* _Task to complete_:
Look through the material below, count the lines containing the word "Tailwind", and state only the count.

════

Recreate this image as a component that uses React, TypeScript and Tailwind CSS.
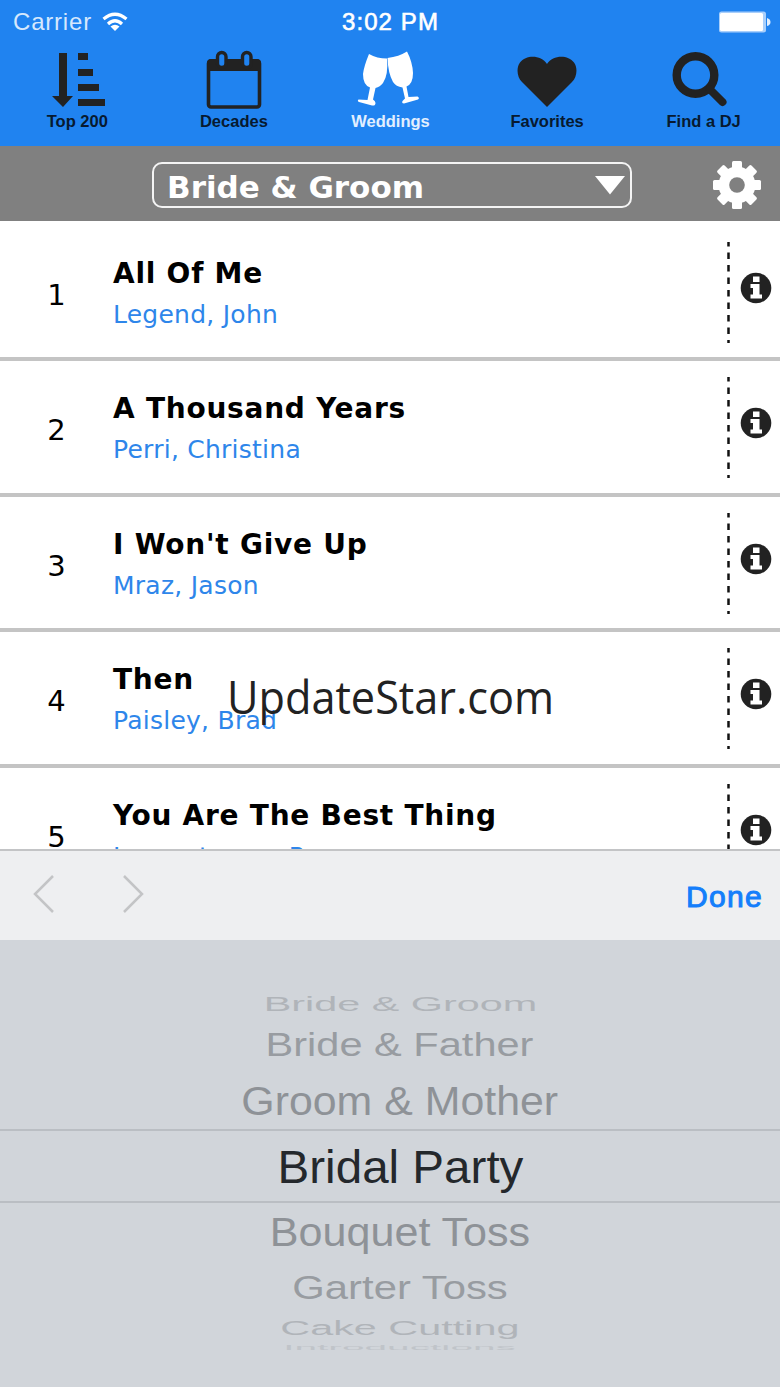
import * as React from 'react';

interface Song {
    title: string;
    artist: string;
}

const SONGS: Song[] = [
    { title: 'All Of Me', artist: 'Legend, John' },
    { title: 'A Thousand Years', artist: 'Perri, Christina' },
    { title: "I Won't Give Up", artist: 'Mraz, Jason' },
    { title: 'Then', artist: 'Paisley, Brad' },
    { title: 'You Are The Best Thing', artist: 'Lamontagne, Ray' },
];

const WHEEL = [
    { label: 'Bride & Groom', top: 'top-[34px]', style: 'text-[#b0b4b9] scale-x-[0.88] scale-y-[0.42]' },
    { label: 'Bride & Father', top: 'top-[75px]', style: 'text-[#989ca1] scale-x-[0.884] scale-y-[0.7]' },
    { label: 'Groom & Mother', top: 'top-[131px]', style: 'text-[#8e9297] scale-x-[0.912] scale-y-[0.87]' },
    { label: 'Bridal Party', top: 'top-[197px]', style: 'text-[#24282c] scale-x-[1.012]' },
    { label: 'Bouquet Toss', top: 'top-[262px]', style: 'text-[#8e9297] scale-x-[0.917] scale-y-[0.87]' },
    { label: 'Garter Toss', top: 'top-[318px]', style: 'text-[#989ca1] scale-x-[0.89] scale-y-[0.7]' },
    { label: 'Cake Cutting', top: 'top-[358px]', style: 'text-[#b0b4b9] scale-x-[0.88] scale-y-[0.42]' },
    { label: 'Introductions', top: 'top-[377px]', style: 'text-[#c0c4c9] scale-x-[0.865] scale-y-[0.16]' },
];

function SortIcon() {
    return (
        <svg width="56" height="60" viewBox="-2 0 56 60" fill="#222">
            <path d="M8 4h8v43h6L12 58 1 47h7z" />
            <path d="M27 4h10v7H27zM27 20h15v7H27zM27 35h21v7H27zM27 50h27v7H27z" />
        </svg>
    );
}

function CalendarIcon() {
    return (
        <svg width="56" height="60" viewBox="0 0 56 60" fill="none">
            <rect x="2.5" y="12" width="51" height="46" rx="2.5" stroke="#222" strokeWidth="3.6" />
            <path d="M1 22V14q0-4 4-4h46q4 0 4 4v8z" fill="#222" />
            <rect x="11.500" y="3.500" width="8.500" height="15" rx="4.2" fill="#2083f0" stroke="#222" strokeWidth="3.4" />
            <rect x="36.500" y="3.500" width="8.500" height="15" rx="4.2" fill="#2083f0" stroke="#222" strokeWidth="3.4" />
        </svg>
    );
}

function GlassesIcon() {
    return (
        <svg width="66" height="60" viewBox="0 0 66 60" fill="#fff">
            <path d="M12 5Q20 9.500 30 9.500Q31.500 26 26 34Q23 38 18.500 39L16 50.500Q18.500 52 18.500 54Q18.500 57 15 56.500L2 53Q0 52 1.500 50.500L10.500 51L13 38.500Q6 36 6 25Q7 17 12 5Z" />
            <path d="M30.500 9Q42 7.500 50 2.500Q55.500 13 56 24Q56 35 49.500 37.500L51.500 48L60.500 47.500Q63 49 61 50.500L47 54.500Q44.500 54.500 45.500 52L48 49.500L45.500 38.500Q39 37.500 36 33Q31 24 30.500 9Z" />
        </svg>
    );
}

function HeartIcon() {
    return (
        <svg width="60" height="60" viewBox="0 0 60 60" fill="#222">
            <path d="M30 58L5 33C0 28-1 19 3 13.500C9 5.500 24 5.500 30 15C36 5.500 51 5.500 57 13.500C61 19 60 28 55 33Z" />
        </svg>
    );
}

function SearchIcon() {
    return (
        <svg width="64" height="60" viewBox="0 0 64 60" fill="none" stroke="#222">
            <circle cx="23.500" cy="26" r="18.800" strokeWidth="8.400" />
            <path d="M38 40.500L50.500 53" strokeWidth="8" strokeLinecap="round" />
        </svg>
    );
}

const TABS = [
    { label: 'Top 200', icon: <SortIcon /> },
    { label: 'Decades', icon: <CalendarIcon /> },
    { label: 'Weddings', icon: <GlassesIcon />, active: true },
    { label: 'Favorites', icon: <HeartIcon /> },
    { label: 'Find a DJ', icon: <SearchIcon /> },
];

function StatusBar() {
    return (
        <div className="grid h-[44px] grid-cols-3 items-center pr-[9px] pl-[13px] text-[24px] text-white">
            <div className="flex items-center gap-[10px]">
                <span className="tracking-[0.8px] text-[#d6e8fd]">Carrier</span>
                <svg width="26" height="20" viewBox="0 0 26 20" fill="none" stroke="#fff" strokeWidth="3.2">
                    <path d="M1.500 7Q13-2.500 24.500 7M6 12Q13 5.500 20 12" />
                    <path d="M13 19L8.500 14.500Q13 11 17.500 14.500Z" fill="#fff" stroke="none" />
                </svg>
            </div>
            <span className="-ml-[3px] text-center tracking-[1.1px] [-webkit-text-stroke:0.6px_white]">3:02 PM</span>
            <svg className="justify-self-end" width="54" height="22" viewBox="0 0 54 22">
                <rect x="2" y="0.500" width="47" height="21" rx="2.500" fill="#a9cffb" />
                <rect x="3" y="2" width="43" height="18" rx="1.500" fill="#fff" />
                <path d="M50 7q3.500 1 3.500 4t-3.500 4z" fill="#e2effe" />
            </svg>
        </div>
    );
}

function GearIcon() {
    return (
        <svg width="50" height="50" viewBox="-25 -25 50 50">
            <g fill="#fff">
                <circle r="18.500" />
                {[0, 45, 90, 135].map((angle) => (
                    <rect key={angle} x="-5" y="-24" width="10" height="48" rx="1.500" transform={`rotate(${angle})`} />
                ))}
            </g>
            <circle r="7.800" fill="#808080" />
        </svg>
    );
}

function InfoIcon() {
    return (
        <svg width="32" height="32" viewBox="0 0 32 32">
            <circle cx="16" cy="16" r="15.300" fill="#222" />
            <path d="M13 4.500h6.500v5.500H13zM10.500 12h9v10.500h2.500v4H10.500v-4H13v-6.500h-2.500z" fill="#fff" />
        </svg>
    );
}

function SongRow({ song, index }: { song: Song; index: number }) {
    return (
        <li className="flex h-[135.5px] shrink-0 border-b-4 border-[#c4c4c4]">
            <span className="w-[113px] pt-[49px] text-center text-[29px] leading-[40px]">{index}</span>
            <div className="flex-1 pt-[31px]">
                <h3 className="text-[28px] leading-[34px] font-bold tracking-[0.75px] whitespace-nowrap">{song.title}</h3>
                <p className="mt-[6px] text-[25px] leading-[36px] tracking-[0.25px] text-[#2e86ea]">{song.artist}</p>
            </div>
            <svg className="mt-[16px]" width="3" height="101" viewBox="0 0 3 101">
                <path d="M1.500 0V101" stroke="#111" strokeWidth="2.500" strokeDasharray="6.500 6" strokeDashoffset="2" />
            </svg>
            <div className="ml-[10px] w-[40px] pt-[46px]">
                <InfoIcon />
            </div>
        </li>
    );
}

export default function App() {
    return (
        <div className="relative flex h-[1387px] w-[780px] flex-col overflow-hidden bg-white font-['Liberation_Sans',sans-serif]">
            <header className="h-[146px] bg-[#2083f0]">
                <StatusBar />
                <nav className="-ml-px flex">
                    {TABS.map((tab) => (
                        <div key={tab.label} className="flex w-[156.6px] shrink-0 flex-col items-center">
                            <div className="mt-[5px] h-[60px]">{tab.icon}</div>
                            <span className={tab.active ? 'text-[16.5px] leading-[25px] font-bold text-[#e2efff]' : 'text-[16.5px] leading-[25px] font-bold text-[#071a30]'}>
                                {tab.label}
                            </span>
                        </div>
                    ))}
                </nav>
            </header>

            <div className="flex h-[75px] items-center bg-[#808080] pt-[2px] pl-[152px] font-['DejaVu_Sans',sans-serif]">
                <div className="flex h-[46px] w-[480px] items-center justify-between rounded-[10px] border-2 border-[#f4f4f4] pr-[4px] pl-[13px]">
                    <span className="pt-[5px] text-[31px] leading-none font-bold text-white">Bride &amp; Groom</span>
                    <svg width="32" height="20" viewBox="0 0 32 20" fill="#fff">
                        <path d="M1 1H31L16 19.500Z" />
                    </svg>
                </div>
                <div className="ml-[80px]">
                    <GearIcon />
                </div>
            </div>

            <ul className="flex h-[628px] flex-col overflow-hidden pt-[4.5px] font-['DejaVu_Sans',sans-serif] text-black">
                {SONGS.map((song, i) => (
                    <SongRow key={song.title} song={song} index={i + 1} />
                ))}
            </ul>

            <div className="flex h-[91px] items-center justify-between border-t-2 border-[#c3c4c6] bg-[#eeeff1] pr-[17px] pl-[33px]">
                <div className="flex gap-[65px] pb-[4px]">
                    <svg width="23" height="38" viewBox="0 0 23 38" fill="none" stroke="#c3c4c6" strokeWidth="2.500">
                        <path d="M20 1L2 19L20 37" />
                    </svg>
                    <svg width="23" height="38" viewBox="0 0 23 38" fill="none" stroke="#c3c4c6" strokeWidth="2.500">
                        <path d="M3 1L21 19L3 37" />
                    </svg>
                </div>
                <span className="pt-[2px] text-[30px] tracking-[1.3px] text-[#147efb] [-webkit-text-stroke:1px_#147efb]">Done</span>
            </div>

            {/* Wheel rows overlap as they curve away from the centre */}
            <div className="relative flex-1 overflow-hidden bg-[#d1d5da]">
                <div className="absolute inset-x-0 top-[189px] h-[74px] border-y-2 border-[#babec3]" />
                {WHEEL.map((item) => (
                    <div key={item.label} className={`absolute right-0 left-[20px] flex justify-center ${item.top}`}>
                        <span className={`text-[47px] leading-[60px] whitespace-nowrap ${item.style}`}>{item.label}</span>
                    </div>
                ))}
            </div>

            <div className="absolute top-[664px] left-[227px] origin-left scale-x-[0.94] font-['Open_Sans',sans-serif] text-[46px] leading-[64px] text-[#222]">
                UpdateStar.com
            </div>
        </div>
    );
}
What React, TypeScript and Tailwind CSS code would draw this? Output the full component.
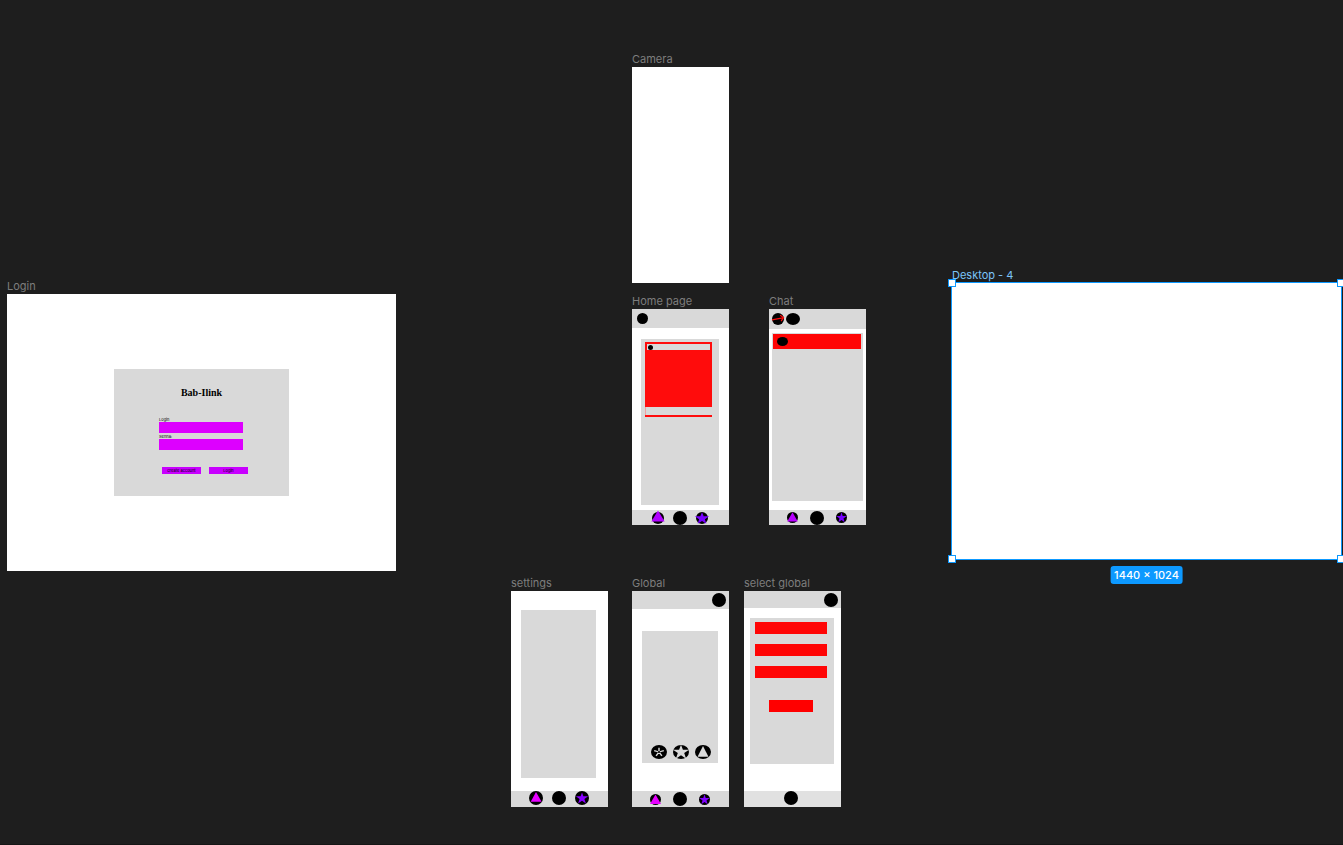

════

* _Finished answer_:
2